Der DOSB hat den aufmüpfigen Athleten nun die nächste Falle gestellt. Um nach fast zwei Jahrzehnten Kesseltreibens gegen DDR-Bürgerinnen und -Bürger den Vorwurf der "Einseitigkeit" abzumildern, hat der Dachverband ein interdisziplinäres Forschungsprojekt "Doping in Deutschland" in Auftrag gegeben, das erstmals die Strukturen der Dopingpraktiken in Westdeutschland gründlich untersuchen soll.
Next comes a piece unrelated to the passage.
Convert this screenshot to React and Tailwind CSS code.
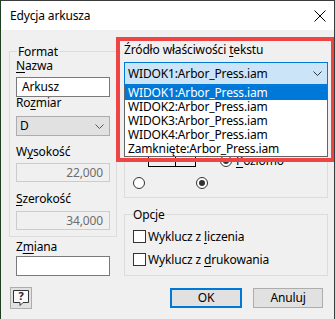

Zugleich lädt der DOSB die Schreiber des offenen Briefes ein, "sich an dieser Arbeit zu beteiligen".

Kurzum, nach einschlägigen Dopingbeichten und denunziatorischen Kronzeugen-Berichten westdeutscher Elitesportler der jüngsten Zeit sollen ausgesuchte Wissenschaftler und Experten nun auch das "Dopingsystem" in der BRD soweit dingfest machen, daß sich daraus ähnliche Hebel der Bezichtigung und Verdächtigung schmieden lassen, wie sie bislang fast ausschließlich gegen "Ossis" zum Anschlag kamen. Wer nun etwa als ostdeutscher Sportler glaubt, das sei mit Blick auf die einseitige Dopinghetze gegen die DDR nur "ausgleichende Gerechtigkeit", der hat den dopingpolitischen Giftköder vollends geschluckt.